Update README.md

tpoisonooo · web-flow · commit 1319629e9283 · 2025-07-04T18:16:14.000+08:00
diff --git a/README.md b/README.md
@@ -19,7 +19,7 @@
 
 GraphGen: Enhancing Supervised Fine-Tuning for LLMs with Knowledge-Driven Synthetic Data Generation
 
-<details open>
+<details close>
 <summary><b>📚 Table of Contents</b></summary>
 
 - 📝 [What is GraphGen?](#-what-is-graphgen)
@@ -39,7 +39,17 @@ GraphGen: Enhancing Supervised Fine-Tuning for LLMs with Knowledge-Driven Synthe
 
 ## 📝 What is GraphGen?
 
-GraphGen is a framework for synthetic data generation guided by knowledge graphs. Here is our [**paper**](https://arxiv.org/abs/2505.20416), [best practice and LLM precision📊](https://github.com/open-sciencelab/GraphGen/issues/17).

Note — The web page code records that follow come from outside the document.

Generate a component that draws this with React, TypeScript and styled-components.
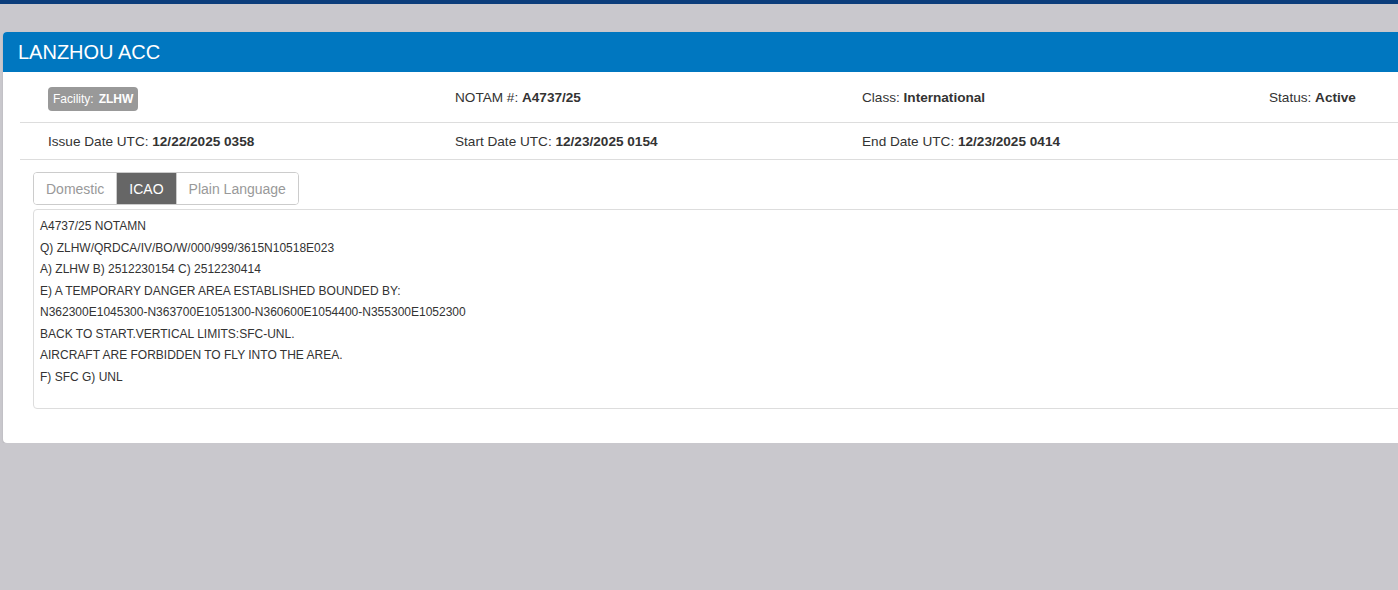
import styled, { createGlobalStyle } from 'styled-components';

const GlobalStyle = createGlobalStyle`
  html, body {
    margin: 0;
    padding: 0;
    background: #c9c8cd;
    overflow: hidden;
    font-family: "Liberation Sans", Arial, sans-serif;
    color: #333;
  }
`;

const TopStrip = styled.div`
  height: 4px;
  background: #0b3d7b;
`;

const Page = styled.div`
  padding: 28px 0 0 3px;
  width: 1440px;
`;

const Panel = styled.section`
  background: #fff;
  border-radius: 4px;
  box-shadow: 0 1px 2px rgba(0, 0, 0, 0.12);
  padding-bottom: 34px;
`;

const Header = styled.header`
  height: 40px;
  background: #0077c0;
  border-radius: 4px 4px 0 0;
  display: flex;
  align-items: center;
  padding-left: 15px;
`;

const Title = styled.h1`
  margin: 0;
  font-size: 20px;
  font-weight: normal;
  color: #fff;
`;

const InfoRow = styled.div<{ $height: number }>`
  margin-left: 17px;
  height: ${(p) => p.$height}px;
  border-bottom: 1px solid #ddd;
  display: flex;
  align-items: center;
`;

const Cell = styled.div`
  flex: 0 0 407px;
  padding-left: 28px;
  box-sizing: border-box;
  font-size: 13.6px;
  color: #333;
  white-space: nowrap;
`;

const Value = styled.b`
  font-weight: bold;
`;

const Badge = styled.span`
  display: inline-flex;
  align-items: center;
  height: 24px;
  padding: 0 5px;
  gap: 5px;
  background: #999;
  border-radius: 4px;
  color: #fff;
  font-size: 12px;
  margin-top: 3px;
`;

const Body = styled.div`
  padding: 12px 0 0 30px;
`;

const Tabs = styled.div`
  display: inline-flex;
  border: 1px solid #ccc;
  border-radius: 4px;
  overflow: hidden;
  height: 33px;
  box-sizing: border-box;
`;

const Tab = styled.button<{ $active?: boolean }>`
  border: none;
  border-left: 1px solid #ccc;
  &:first-child {
    border-left: none;
  }
  background: ${(p) => (p.$active ? '#666' : '#fff')};
  color: ${(p) => (p.$active ? '#fff' : '#999')};
  font-family: "Liberation Sans", Arial, sans-serif;
  font-size: 14px;
  padding: 0 12px;
  cursor: pointer;
`;

const NotamBox = styled.div`
  margin-top: 4px;
  border: 1px solid #ddd;
  border-radius: 4px;
  padding: 6px 6px 19px;
  font-size: 12px;
  line-height: 21.5px;
  color: #333;
  height: 200px;
  box-sizing: border-box;
`;

const Line = styled.div`
  white-space: pre;
`;

const notamLines = [
  'A4737/25 NOTAMN',
  'Q) ZLHW/QRDCA/IV/BO/W/000/999/3615N10518E023',
  'A) ZLHW B) 2512230154 C) 2512230414',
  'E) A TEMPORARY DANGER AREA ESTABLISHED BOUNDED BY:',
  'N362300E1045300-N363700E1051300-N360600E1054400-N355300E1052300',
  'BACK TO START.VERTICAL LIMITS:SFC-UNL.',
  'AIRCRAFT ARE FORBIDDEN TO FLY INTO THE AREA.',
  'F) SFC G) UNL',
];

export default function App() {
  return (
    <>
      <GlobalStyle />
      <TopStrip />
      <Page>
        <Panel>
          <Header>
            <Title>LANZHOU ACC</Title>
          </Header>
          <InfoRow $height={50}>
            <Cell>
              <Badge>
                Facility: <Value>ZLHW</Value>
              </Badge>
            </Cell>
            <Cell>
              NOTAM #: <Value>A4737/25</Value>
            </Cell>
            <Cell>
              Class: <Value>International</Value>
            </Cell>
            <Cell>
              Status: <Value>Active</Value>
            </Cell>
          </InfoRow>
          <InfoRow $height={36}>
            <Cell>
              Issue Date UTC: <Value>12/22/2025 0358</Value>
            </Cell>
            <Cell>
              Start Date UTC: <Value>12/23/2025 0154</Value>
            </Cell>
            <Cell>
              End Date UTC: <Value>12/23/2025 0414</Value>
            </Cell>
          </InfoRow>
          <Body>
            <Tabs>
              <Tab>Domestic</Tab>
              <Tab $active>ICAO</Tab>
              <Tab>Plain Language</Tab>
            </Tabs>
            <NotamBox>
              {notamLines.map((l) => (
                <Line key={l}>{l}</Line>
              ))}
            </NotamBox>
          </Body>
        </Panel>
      </Page>
    </>
  );
}
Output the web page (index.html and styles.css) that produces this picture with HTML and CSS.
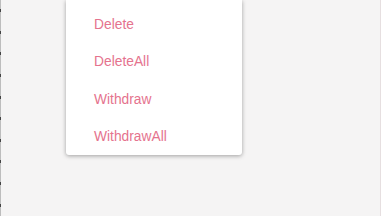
FILE: index.html
```html
<!DOCTYPE html>
<html lang="en">
<head>
    <meta charset="UTF-8">
    <title>Menu</title>
    <link rel="stylesheet" href="styles.css">
</head>
<body>
    <div class="frame">
        <div class="ruler">
            <span></span><span></span><span></span><span></span><span></span>
            <span></span><span></span><span></span><span></span><span></span>
        </div>
        <div class="stage">
            <div class="menu">
                <div class="menu-item">Delete</div>
                <div class="menu-item">DeleteAll</div>
                <div class="menu-item">Withdraw</div>
                <div class="menu-item">WithdrawAll</div>
            </div>
        </div>
        <div class="edge"></div>
    </div>
</body>
</html>
```

FILE: styles.css
```css
html, body {
    margin: 0;
    height: 100%;
}
body {
    font-family: 'Liberation Sans', Arial, sans-serif;
    background-color: #fff;
}
.frame {
    display: flex;
    height: 216px;
}
.ruler {
    width: 1px;
    background-color: #bdbdbd;
    display: flex;
    flex-direction: column;
    justify-content: space-around;
}
.ruler span {
    width: 1px;
    height: 3px;
    background-color: #444;
}
.stage {
    flex: 1;
    background-color: #f5f4f4;
}
.edge {
    width: 3px;
    border-left: 1px solid #e6dfe0;
    background-color: #fff;
}
.menu {
    margin-left: 65px;
    width: 176px;
    height: 155px;
    box-sizing: border-box;
    padding-top: 6px;
    background-color: #fff;
    border-radius: 0 0 3px 3px;
    box-shadow: 0 1px 4px rgba(0, 0, 0, 0.35);
}
.menu-item {
    height: 37.3px;
    display: flex;
    align-items: center;
    padding-left: 28px;
    font-size: 13.8px;
    color: #e5738e;
}
```
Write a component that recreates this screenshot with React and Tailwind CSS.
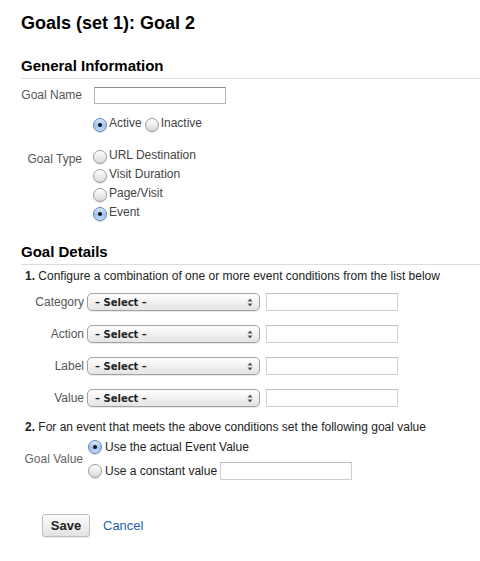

+GraphGen is a framework for synthetic data generation guided by knowledge graphs. Please check the [**paper**](https://arxiv.org/abs/2505.20416) and [best practice](https://github.com/open-sciencelab/GraphGen/issues/17).
+
+Here is post-training result which **over 50% SFT data** comes from GraphGen and our data clean pipeline.
+
+| Domain | Dataset | Ours | Qwen2.5-7B-Instruct (baseline)	|
+| :-: | :-: | :-: | :-: |
+| Plant| [SeedBench](https://github.com/open-sciencelab/SeedBench) | **65.9** | 51.5 |
+| Common | CMMLU | 73.6 | **75.8** |
+| Logic | GPQA-Diamond | **40.0** | 33.3 |
+| Math | AIME24 | **20.6** | 16.7 |
+| | AIME25 | **22.7** | 7.2 |
 
 It begins by constructing a fine-grained knowledge graph from the source text，then identifies knowledge gaps in LLMs using the expected calibration error metric, prioritizing the generation of QA pairs that target high-value, long-tail knowledge.
 Furthermore, GraphGen incorporates multi-hop neighborhood sampling to capture complex relational information and employs style-controlled generation to diversify the resulting QA data.